Stated problem =>
For the records below, give the count of lines holding the word "that" and nothing more.

Input material =>

◆ ◆ ◆ ◆ ◆

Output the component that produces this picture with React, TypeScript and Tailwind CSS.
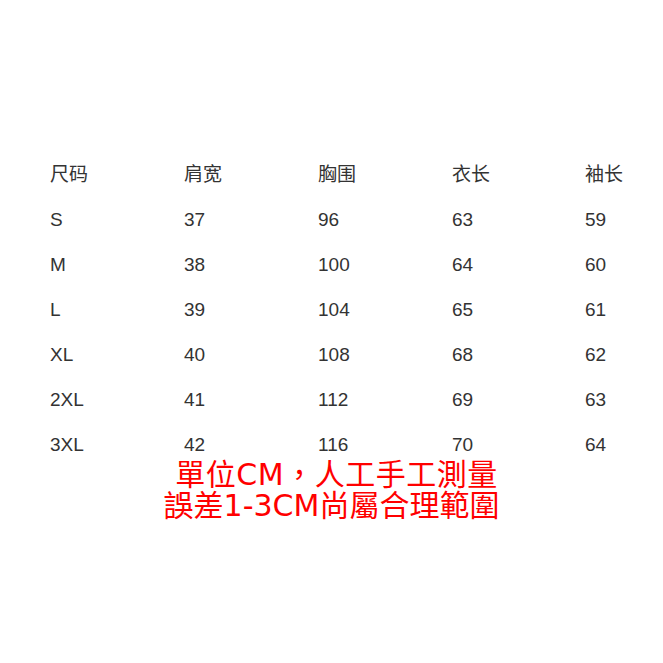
import React from "react";

const rows = [
  ["尺码", "肩宽", "胸围", "衣长", "袖长"],
  ["S", "37", "96", "63", "59"],
  ["M", "38", "100", "64", "60"],
  ["L", "39", "104", "65", "61"],
  ["XL", "40", "108", "68", "62"],
  ["2XL", "41", "112", "69", "63"],
  ["3XL", "42", "116", "70", "64"],
];

export default function App() {
  return (
    <div className="w-[663px] h-[663px] bg-white pt-[153px]">
      <div
        className="pl-[50px] text-[19px] text-[#333333]"
        style={{ fontFamily: '"Liberation Sans", "Noto Sans CJK SC", sans-serif' }}
      >
        {rows.map((row, i) => (
          <div key={i} className="grid grid-cols-[134px_134px_134px_133px_100px] h-[45px] items-center">
            {row.map((cell, j) => (
              <span key={j}>{cell}</span>
            ))}
          </div>
        ))}
      </div>
      <div
        className="-mt-[9px] text-center text-[30px] leading-[31px] text-[#ff0000]"
        style={{ fontFamily: '"DejaVu Sans", "Noto Sans CJK TC", sans-serif' }}
      >
        <div className="pl-[10px] tracking-[0.5px]">單位CM，人工手工測量</div>
        <div>誤差1-3CM尚屬合理範圍</div>
      </div>
    </div>
  );
}
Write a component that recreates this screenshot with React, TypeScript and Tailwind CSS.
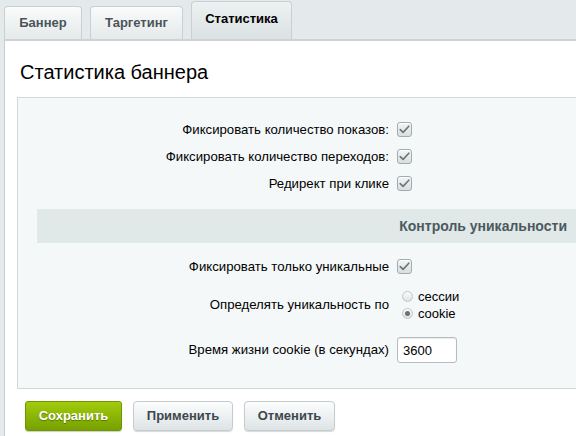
import React from 'react';

const CheckBox: React.FC = () => (
  <span className="flex h-[15px] w-[15px] items-center justify-center rounded-[3px] border border-[#a3abae] bg-gradient-to-b from-[#f3f5f5] to-[#d9dedf] shadow-[inset_0_1px_0_#fff]">
    <svg width="11" height="9" viewBox="0 0 11 9" fill="none">
      <path d="M1.2 4.6 L4.1 7.4 L9.8 1.2" stroke="#6b7578" strokeWidth="1.6" strokeLinecap="round" strokeLinejoin="round" />
    </svg>
  </span>
);

const Radio: React.FC<{ checked?: boolean; label: string }> = ({ checked, label }) => (
  <div className="flex h-[17px] items-center">
    <span className="mr-[5px] flex h-[11px] w-[11px] items-center justify-center rounded-full border border-[#bfc5c7] bg-gradient-to-b from-[#fbfcfc] to-[#dfe3e4]">
      {checked && <span className="h-[5px] w-[5px] rounded-full bg-[#6a7173]" />}
    </span>
    <span>{label}</span>
  </div>
);

const Row: React.FC<{ label: string; children: React.ReactNode; className?: string }> = ({ label, children, className }) => (
  <div className={`flex items-center ${className ?? 'h-[27px]'}`}>
    <div className="w-[371px] shrink-0 text-right text-[13.2px]">{label}</div>
    <div className="pl-[8px]">{children}</div>
  </div>
);

const App: React.FC = () => {
  const tabs = [
    { name: 'Баннер', width: 'w-[78px]' },
    { name: 'Таргетинг', width: 'w-[93px]' },
  ];

  return (
    <div className="h-[436px] w-[576px] overflow-hidden bg-[#e4eaeb] font-['Liberation_Sans',Arial,sans-serif] text-[13px] text-black">
      <div className="flex h-[39px] items-end gap-[8px] pl-[4px]">
        {tabs.map((tab) => (
          <div
            key={tab.name}
            className={`${tab.width} flex h-[33px] items-center justify-center rounded-t-[4px] border border-b-0 border-[#c9d0d2] bg-gradient-to-b from-[#fafbfb] to-[#e4e9ea] font-bold text-[#4b5459]`}
          >
            {tab.name}
          </div>
        ))}
        <div className="flex h-[38px] w-[101px] items-center justify-center rounded-t-[4px] border border-b-0 border-[#c9d0d2] bg-gradient-to-b from-[#edf1f1] to-[#dbe2e3] pb-[4px] font-bold">
          Статистика
        </div>
      </div>

      <div className="ml-[4px] h-full border-l border-t-2 border-[#c7cecf] border-t-[#cdd3d4] bg-white">
        <h1 className="pl-[15px] pt-[18px] text-[20px] leading-[26px] text-black">Статистика баннера</h1>

        <div className="ml-[12px] mt-[12px] border border-r-0 border-[#d3d9da] bg-[#f5f8f8] pb-[18px] pt-[18px]">
          <Row label="Фиксировать количество показов:">
            <CheckBox />
          </Row>
          <Row label="Фиксировать количество переходов:">
            <CheckBox />
          </Row>
          <Row label="Редирект при клике">
            <CheckBox />
          </Row>

          <div className="ml-[19px] mt-[12px] flex h-[34px] items-center justify-end bg-[#e0e8e8] pr-[9px] text-[14px] font-bold text-[#4b5a5f]">
            Контроль уникальности
          </div>

          <Row label="Фиксировать только уникальные" className="mt-[10px] h-[27px]">
            <CheckBox />
          </Row>
          <Row label="Определять уникальность по" className="h-[50px]">
            <div className="pl-[5px]">
              <Radio label="сессии" />
              <Radio checked label="cookie" />
            </div>
          </Row>
          <Row label="Время жизни cookie (в секундах)" className="h-[40px]">
            <input
              readOnly
              value="3600"
              className="h-[26px] w-[60px] rounded-[3px] border border-[#b4bec1] bg-white pl-[5px] text-[13px] text-black shadow-[inset_0_1px_1px_rgba(0,0,0,0.08)] outline-none"
            />
          </Row>
        </div>

        <div className="ml-[20px] mt-[12px] flex gap-[11px]">
          <button className="h-[30px] w-[97px] rounded-[3px] border border-[#6f9500] bg-gradient-to-b from-[#a2cb0c] to-[#76a100] font-bold text-white shadow-[0_1px_1px_rgba(0,0,0,0.2)] [text-shadow:0_1px_1px_rgba(0,0,0,0.35)]">
            Сохранить
          </button>
          <button className="h-[30px] w-[100px] rounded-[4px] border border-[#c4ccce] bg-gradient-to-b from-[#fcfdfd] to-[#dde4e6] font-bold text-[#3d474d] shadow-[0_1px_1px_rgba(0,0,0,0.15)]">
            Применить
          </button>
          <button className="h-[30px] w-[91px] rounded-[4px] border border-[#c4ccce] bg-gradient-to-b from-[#fcfdfd] to-[#dde4e6] font-bold text-[#3d474d] shadow-[0_1px_1px_rgba(0,0,0,0.15)]">
            Отменить
          </button>
        </div>
      </div>
    </div>
  );
};

export default App;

◆ ◆ ◆ ◆ ◆

Solution to this task =>
2